Darüber hinaus wurden die von den Meldungslegern im Rahmen des erstbehördlichen Verfahrens getätigten Ortsangaben bzw Angaben über die Beschleunigung des Dienstfahrzeuges nach Durchführung eines Augenscheines gutächtlich überprüft und es ist in diesem Gutachten des verkehrstechnischen Amtssachverständigen enthalten, daß in den Angaben der Meldungsleger gewisse Fehler hinsichtlich der Positionen der Fahrzeuge aufgetreten sein müssen oder dem Fahrzeug des Bw bei weitem nicht unter Ausnützung der größtmöglichen Beschleunigung nachgefahren wurde.

I.7. Der O.ö. Verwaltungssenat hat wie folgt erwogen:

Zunächst wird festgestellt, daß auch im Verwaltungsstrafverfahren der Grundsatz "in dubio pro reo" anzuwenden ist. Nach diesem Grundsatz ist das für den Beschuldigten günstigste Verfahrensergebnis der Entscheidung zugrundezulegen. Wenn sohin nach Durchführung der Beweise und eingehender Beweiswürdigung Zweifel an der Täterschaft des Beschuldigten verbleiben, hat nach dem genannten Grundsatz ein Freispruch zu erfolgen.

Im Hinblick auf die bereits dargelegten Widersprüche in den Aussagen der beiden Meldungsleger bzw auf die gutächtlichen Aussagen des verkehrstechnischen Amtssachverständigen vertritt die erkennende Berufungsbehörde die Auffassung, daß die dem Bw vorgeworfene Verwaltungsübertretung nicht mit einer zur Bestrafung führenden Sicherheit als erwiesen angesehen werden kann. Wenn auch nach allgemeiner Lebenserfahrung nicht ausgeschlossen werden kann, daß sich der Bw durch das ihm zur Last gelegte Verhalten einer Lenker- bzw Fahrzeugkontrolle durch die Meldungsleger entziehen wollte, so war doch nach dem vorliegenden Verfahrensergebnis der oben erwähnte Grundsatz "in dubio pro reo" anzuwenden und daher der Berufung Folge zu geben bzw das Strafverfahren einzustellen (§ 45 Abs.1 Z1 VStG).

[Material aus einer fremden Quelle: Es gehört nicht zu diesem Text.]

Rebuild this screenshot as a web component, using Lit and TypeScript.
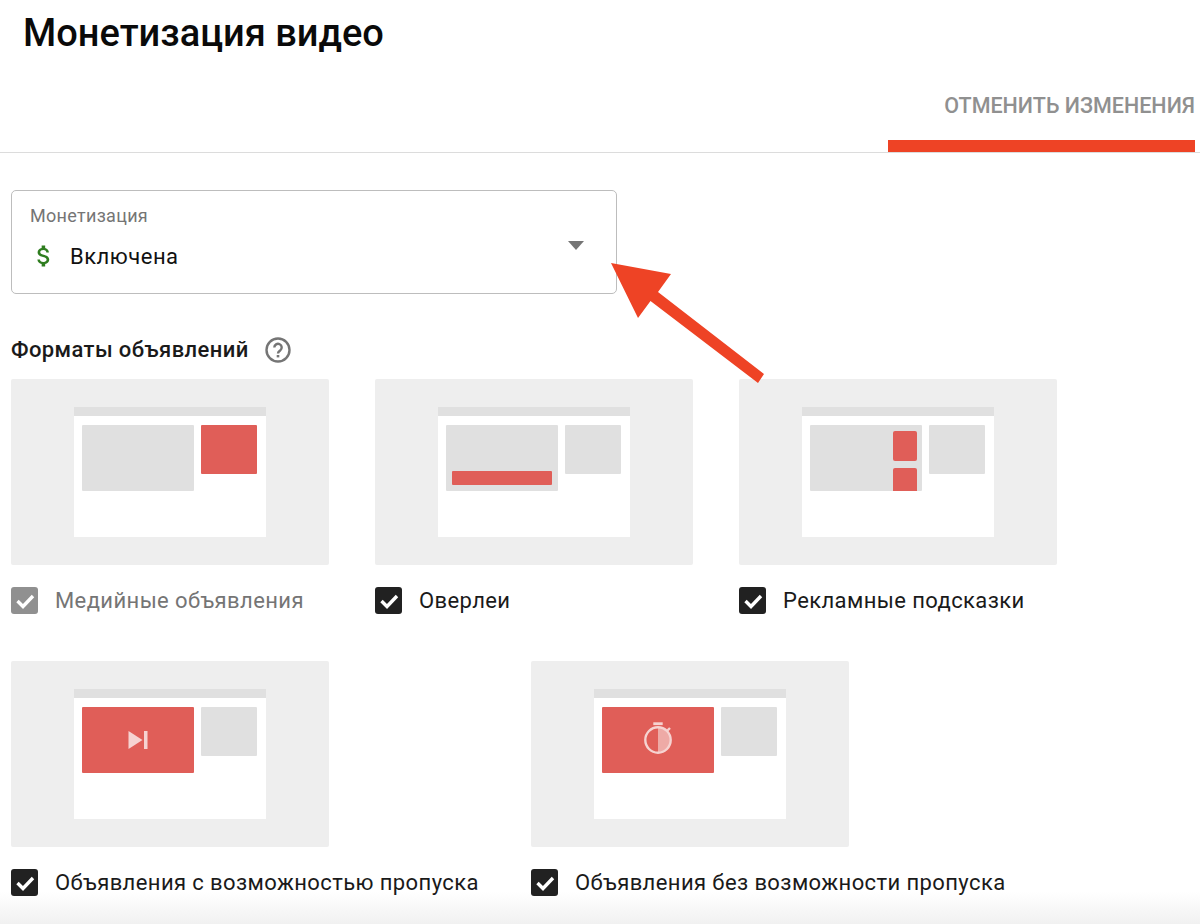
import { LitElement, html, css, svg } from "lit";
import { customElement } from "lit/decorators.js";

type Kind = "display" | "overlay" | "cards" | "skip" | "noskip";

@customElement("app-root")
export class AppRoot extends LitElement {
  static styles = css`
    :host {
      display: block;
      position: relative;
      width: 1200px;
      height: 924px;
      overflow: hidden;
      background: #fff;
      font-family: Roboto, "Noto Sans", sans-serif;
      color: #111;
    }
    .head {
      height: 152px;
      border-bottom: 1px solid #dcdcdc;
      display: flex;
      flex-direction: column;
      box-sizing: content-box;
    }
    h1 {
      margin: 0;
      padding: 12px 0 0 23px;
      font-size: 38px;
      line-height: 42px;
      font-weight: 500;
      color: #0a0a0a;
    }
    .tabs {
      margin-top: auto;
      display: flex;
      justify-content: flex-end;
      padding-right: 5px;
    }
    .tab {
      width: 307px;
      display: flex;
      flex-direction: column;
      align-items: flex-end;
    }
    .tab span {
      font-size: 21.5px;
      line-height: 24px;
      font-weight: 500;
      color: #909090;
      white-space: nowrap;
      margin-bottom: 22px;
    }
    .tab i {
      display: block;
      width: 100%;
      height: 12px;
      background: #ee4325;
    }
    .body {
      position: relative;
      padding: 37px 0 0 11px;
    }
    .select {
      box-sizing: border-box;
      width: 606px;
      height: 104px;
      border: 1px solid #bdbdbd;
      border-radius: 5px;
      padding: 15px 18px 0;
      position: relative;
    }
    .select label {
      display: block;
      font-size: 18px;
      line-height: 20px;
      color: #757575;
      letter-spacing: 0.3px;
    }
    .value {
      display: flex;
      align-items: center;
      margin-top: 16px;
      height: 28px;
      font-size: 22px;
      letter-spacing: 0.5px;
    }
    .value svg {
      width: 28px;
      height: 28px;
      margin-right: 12px;
      flex: none;
    }
    .caret {
      position: absolute;
      right: 32px;
      top: 50px;
      width: 0;
      height: 0;
      border-left: 8px solid transparent;
      border-right: 8px solid transparent;
      border-top: 9px solid #757575;
    }
    h2 {
      margin: 40px 0 0;
      display: flex;
      align-items: center;
      height: 32px;
      font-size: 22px;
      letter-spacing: 0.4px;
      line-height: 32px;
      font-weight: 500;
      color: #1a1a1a;
    }
    h2 svg {
      width: 26px;
      height: 26px;
      margin-left: 16px;
    }
    .row {
      display: flex;
      margin-top: 13px;
    }
    .row + .row {
      margin-top: 47px;
    }
    .item {
      margin-right: 46px;
    }
    .row + .row .item:first-child {
      margin-right: 0;
      width: 520px;
    }
    .card {
      box-sizing: border-box;
      width: 318px;
      height: 186px;
      background: #eeeeee;
      border-radius: 2px;
      padding: 28px 63px;
    }
    .page {
      height: 130px;
      background: #fff;
      display: flex;
      flex-direction: column;
    }
    .bar {
      height: 9px;
      background: #e0e0e0;
    }
    .cols {
      display: flex;
      gap: 7px;
      padding: 9px 8px 0;
      align-items: flex-start;
    }
    .main {
      box-sizing: border-box;
      width: 112px;
      height: 66px;
      background: #e0e0e0;
      border-radius: 1px;
      display: flex;
      overflow: hidden;
    }
    .side {
      width: 56px;
      height: 49px;
      background: #e0e0e0;
      border-radius: 1px;
    }
    .side.red {
      background: #e05e58;
    }
    .main.red {
      background: #e05e58;
      align-items: center;
      justify-content: center;
    }
    .main.overlay {
      align-items: flex-end;
      padding: 0 6px 6px;
    }
    .ov {
      width: 100%;
      height: 14px;
      background: #e05e58;
      border-radius: 1px;
    }
    .main.cards {
      flex-direction: column;
      align-items: flex-end;
      padding: 6px 5px 0 0;
      gap: 7px;
    }
    .tip {
      width: 24px;
      height: 30px;
      flex: none;
      background: #e05e58;
      border-radius: 2px;
    }
    .check {
      display: flex;
      align-items: center;
      margin-top: 22px;
      height: 27px;
      font-size: 22px;
      letter-spacing: 0.4px;
      white-space: nowrap;
      color: #1a1a1a;
    }
    .box {
      box-sizing: border-box;
      width: 27px;
      height: 27px;
      border-radius: 3px;
      background: #212121;
      margin-right: 17px;
      flex: none;
      display: flex;
    }
    .box svg {
      width: 27px;
      height: 27px;
    }
    .off {
      color: #757575;
    }
    .off .box {
      background: #909090;
    }
    .fade {
      position: absolute;
      left: 0;
      right: 0;
      bottom: 0;
      height: 32px;
      background: linear-gradient(#ffffff, #f1f1f1);
      pointer-events: none;
    }
    .arrow {
      position: absolute;
      left: 0;
      top: 0;
      width: 1200px;
      height: 924px;
      pointer-events: none;
    }
  `;

  private thumb(kind: Kind) {
    let main;
    if (kind === "display") main = html`<div class="main"></div>`;
    if (kind === "overlay")
      main = html`<div class="main overlay"><div class="ov"></div></div>`;
    if (kind === "cards")
      main = html`<div class="main cards"><div class="tip"></div><div class="tip"></div></div>`;
    if (kind === "skip")
      main = html`<div class="main red">
        <svg width="20" height="18" viewBox="0 0 20 18">
          <path d="M0.5 0L14.5 9L0.5 18Z" fill="#f6d3d1" />
          <rect x="16" y="0" width="3.5" height="18" fill="#f6d3d1" />
        </svg>
      </div>`;
    if (kind === "noskip")
      main = html`<div class="main red">
        <svg width="32" height="40" viewBox="0 0 32 40">
          <rect x="11.3" y="2.3" width="9.4" height="2.8" fill="#f6d3d1" />
          <path d="M16 7.3a12.7 12.7 0 0 1 0 25.4Z" fill="#f6d3d1" opacity=".65" />
          <circle cx="16" cy="20" r="12.7" fill="none" stroke="#f6d3d1" stroke-width="2.4" />
          <path d="M25 11L28 8" stroke="#f6d3d1" stroke-width="2.4" />
        </svg>
      </div>`;
    return html`<div class="card">
      <div class="page">
        <div class="bar"></div>
        <div class="cols">
          ${main}
          <div class="side ${kind === "display" ? "red" : ""}"></div>
        </div>
      </div>
    </div>`;
  }

  private item(kind: Kind, label: string, off = false) {
    return html`<div class="item">
      ${this.thumb(kind)}
      <div class="check ${off ? "off" : ""}">
        <span class="box">
          <svg viewBox="0 0 27 27">
            <path d="M6.5 14L12 19.5L22 9" fill="none" stroke="#fff" stroke-width="3.4" />
          </svg>
        </span>
        ${label}
      </div>
    </div>`;
  }

  render() {
    return html`
      <div class="fade"></div>
      <div class="head">
        <h1>Монетизация видео</h1>
        <div class="tabs">
          <div class="tab"><span>ОТМЕНИТЬ ИЗМЕНЕНИЯ</span><i></i></div>
        </div>
      </div>
      <div class="body">
        <div class="select">
          <label>Монетизация</label>
          <div class="value">
            <svg viewBox="0 0 24 24">
              <path
                fill="#2e7d1f"
                d="M11.8 10.9c-2.27-.59-3-1.2-3-2.15 0-1.09 1.01-1.85 2.7-1.85 1.78 0 2.44.85 2.5 2.1h2.21c-.07-1.72-1.12-3.3-3.21-3.81V3h-3v2.16c-1.94.42-3.5 1.68-3.5 3.61 0 2.31 1.91 3.46 4.7 4.13 2.5.6 3 1.48 3 2.41 0 .69-.49 1.79-2.7 1.79-2.06 0-2.87-.92-2.98-2.1h-2.2c.12 2.19 1.76 3.42 3.68 3.83V21h3v-2.15c1.95-.37 3.5-1.5 3.5-3.55 0-2.84-2.43-3.81-4.7-4.4z"
              />
            </svg>
            Включена
          </div>
          <div class="caret"></div>
        </div>
        <h2>
          Форматы объявлений
          <svg viewBox="0 0 26 26">
            <circle cx="13" cy="13" r="11.5" fill="none" stroke="#757575" stroke-width="2.4" />
            <path
              d="M9.3 10.5a3.7 3.7 0 1 1 5.9 3c-1.3 1-2.2 1.5-2.2 3"
              fill="none"
              stroke="#757575"
              stroke-width="2.4"
            />
            <rect x="11.7" y="18" width="2.6" height="2.4" fill="#757575" />
          </svg>
        </h2>
        <div class="row">
          ${this.item("display", "Медийные объявления", true)}
          ${this.item("overlay", "Оверлеи")}
          ${this.item("cards", "Рекламные подсказки")}
        </div>
        <div class="row">
          ${this.item("skip", "Объявления с возможностью пропуска")}
          ${this.item("noskip", "Объявления без возможности пропуска")}
        </div>
      </div>
      <svg class="arrow" viewBox="0 0 1200 924">
        ${svg`<path fill="#ee4325" d="M611 263L671 274L658 292L764 374L758 383L650.5 301L638 318Z" />`}
      </svg>
    `;
  }
}
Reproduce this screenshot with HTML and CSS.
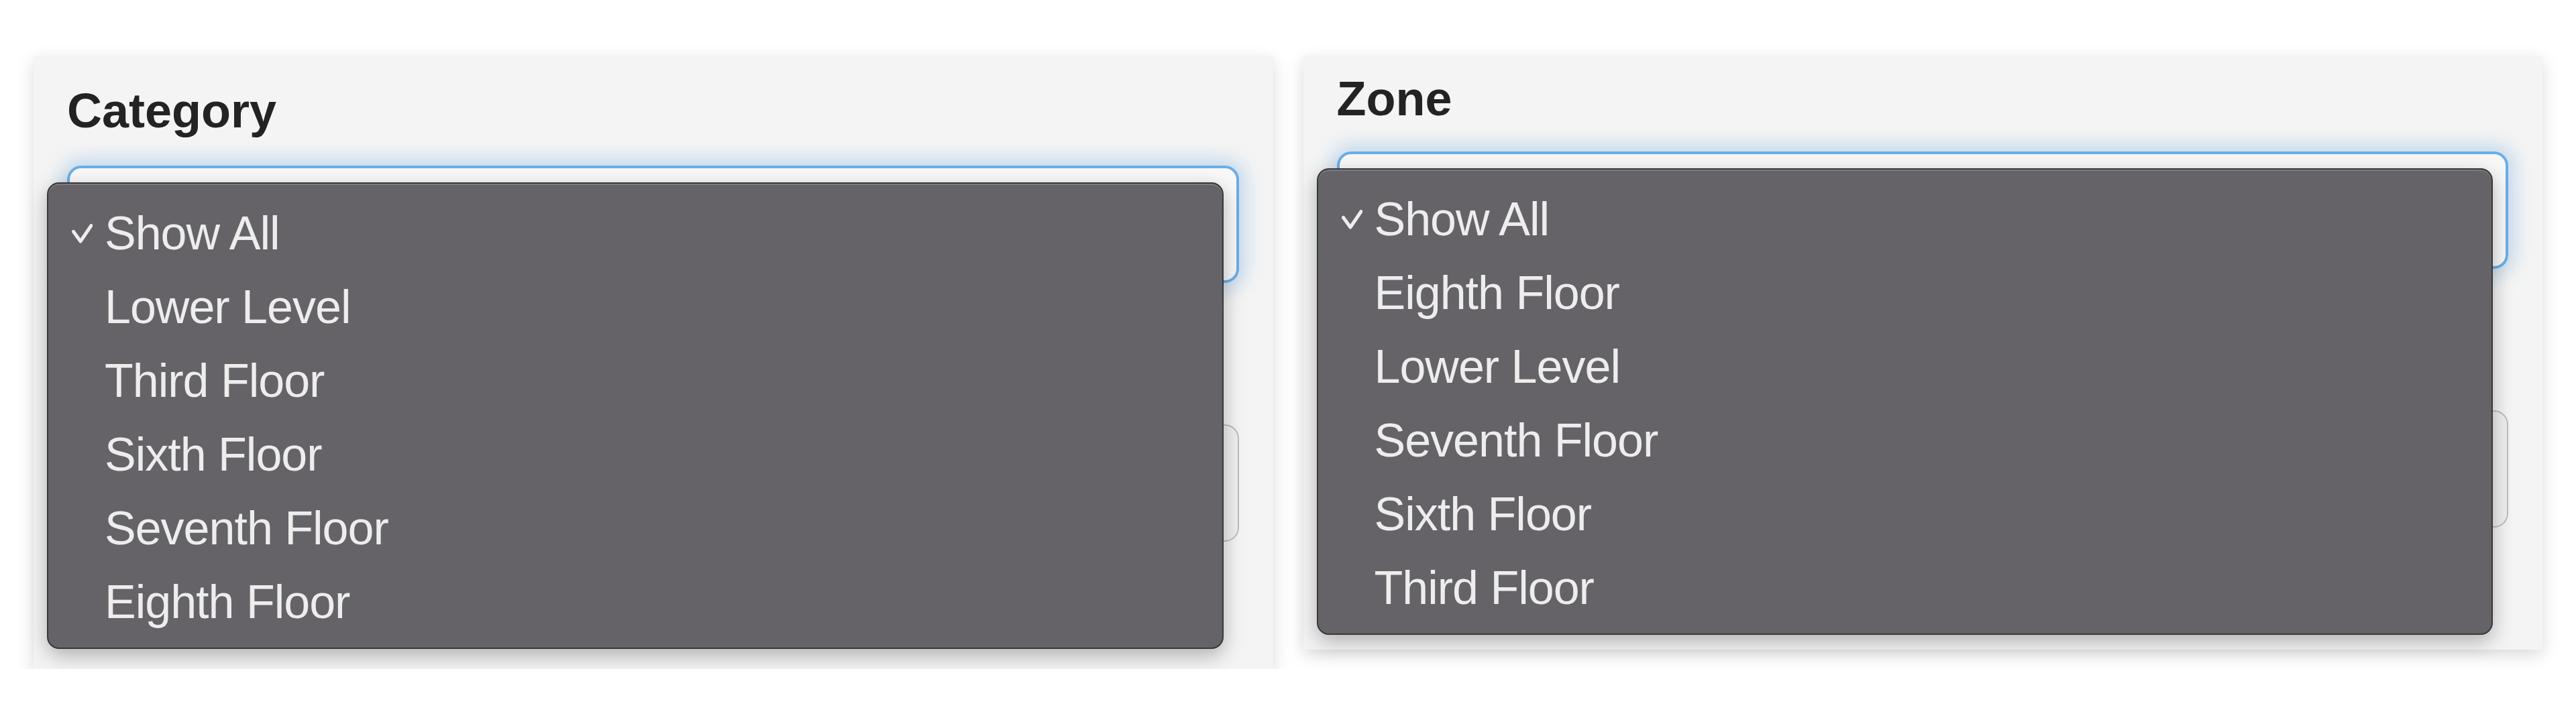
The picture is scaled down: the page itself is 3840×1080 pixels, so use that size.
FILE: index.html
```html
<!DOCTYPE html>
<html lang="en">
<head>
    <meta charset="UTF-8">
    <meta name="viewport" content="width=device-width, initial-scale=1.0">
    <title>Filters</title>
    <link rel="stylesheet" href="styles.css">
</head>
<body>
    <div class="filters">
        <div class="card card-category">
            <h2 class="label">Category</h2>
            <div class="field">
                <div class="select focused"></div>
                <ul class="menu">
                    <li class="checked">
                        <span class="tick"><svg viewBox="0 0 31 29" width="31" height="29"><polyline points="2.5,11.5 13,26 29,2.5"/></svg></span>
                        <span>Show All</span>
                    </li>
                    <li><span class="tick"></span><span>Lower Level</span></li>
                    <li><span class="tick"></span><span>Third Floor</span></li>
                    <li><span class="tick"></span><span>Sixth Floor</span></li>
                    <li><span class="tick"></span><span>Seventh Floor</span></li>
                    <li><span class="tick"></span><span>Eighth Floor</span></li>
                </ul>
            </div>
            <div class="select"></div>
        </div>

        <div class="card card-zone">
            <h2 class="label">Zone</h2>
            <div class="field">
                <div class="select focused"></div>
                <ul class="menu">
                    <li class="checked">
                        <span class="tick"><svg viewBox="0 0 31 29" width="31" height="29"><polyline points="2.5,11.5 13,26 29,2.5"/></svg></span>
                        <span>Show All</span>
                    </li>
                    <li><span class="tick"></span><span>Eighth Floor</span></li>
                    <li><span class="tick"></span><span>Lower Level</span></li>
                    <li><span class="tick"></span><span>Seventh Floor</span></li>
                    <li><span class="tick"></span><span>Sixth Floor</span></li>
                    <li><span class="tick"></span><span>Third Floor</span></li>
                </ul>
            </div>
            <div class="select"></div>
        </div>
    </div>
</body>
</html>
```

FILE: styles.css
```css
html,body{
    margin: 0;
    background: #ffffff;
}
.filters{
    display: flex;
    align-items: flex-start;
    gap: 45px;
    padding: 83px 50px 0 50px;
}
.card{
    flex: 1;
    background-color: #f4f4f4;
    padding: 46px 51px 190px 50px;
    box-shadow: 0 8px 24px rgba(0, 0, 0, 0.15);
}
.card-zone{
    padding-top: 28px;
    padding-bottom: 182px;
}
.label{
    margin: 0 0 46px 0;
    font-family: "Liberation Sans", Arial, sans-serif;
    font-weight: bold;
    font-size: 72px;
    line-height: 72px;
    color: #232323;
}
.card-zone .label{
    margin-bottom: 43px;
}
.field{
    position: relative;
    margin-bottom: 211px;
}
.select{
    box-sizing: border-box;
    height: 175px;
    border: 2px solid #bcbcbc;
    border-radius: 21px;
    background-color: #efefef;
}
.select.focused{
    border: 4px solid #6aaee6;
    background-color: #f8f8f8;
    box-shadow: 0 0 26px 10px rgba(125, 178, 226, 0.4);
}

/* native popup over the select */
.menu{
    position: absolute;
    top: 25px;
    left: -30px;
    right: 23px;
    margin: 0;
    padding: 19px 0 13px 0;
    list-style: none;
    background-color: #656368;
    border: 2px solid #38373a;
    border-radius: 18px;
    box-shadow: inset 0 2px 0 rgba(255, 255, 255, 0.16), 0 10px 30px rgba(0, 0, 0, 0.28);
    font-family: "Liberation Sans", Arial, sans-serif;
    font-size: 70px;
    letter-spacing: -1px;
    color: #ededed;
}
.menu li{
    display: flex;
    align-items: center;
    height: 110px;
    line-height: 110px;
}
.menu .tick{
    display: flex;
    align-items: center;
    width: 49px;
    padding-left: 35px;
}
.menu .tick svg{
    fill: none;
    stroke: #ededed;
    stroke-width: 5;
    stroke-linecap: round;
    stroke-linejoin: round;
}
```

Es war daher wie im Spruch zu entscheiden.

II. Der Kostenausspruch stützt sich auf die im Spruch angeführte gesetzliche Bestimmung.

Rechtsmittelbelehrung: Gegen diesen Bescheid ist kein ordentliches Rechtsmittel zulässig.

Hinweis: Gegen diesen Bescheid kann innerhalb von sechs Wochen ab seiner Zustellung eine Beschwerde an den Verfassungsgerichtshof oder an den Verwaltungsgerichtshof erhoben werden; diese muß - von gesetzlichen Ausnahmen abgesehen - jeweils von einem Rechtsanwalt unterschrieben sein.

Beilagen Mag. K i s c h

Beschlagwortung: Im Falle der Nichtbehebung des durch Hinterlegung zugestellten Auftrages um Lenkerauskunftserteilung stellt die Nichterteilung der Auskunft kein strafbares Verhalten dar.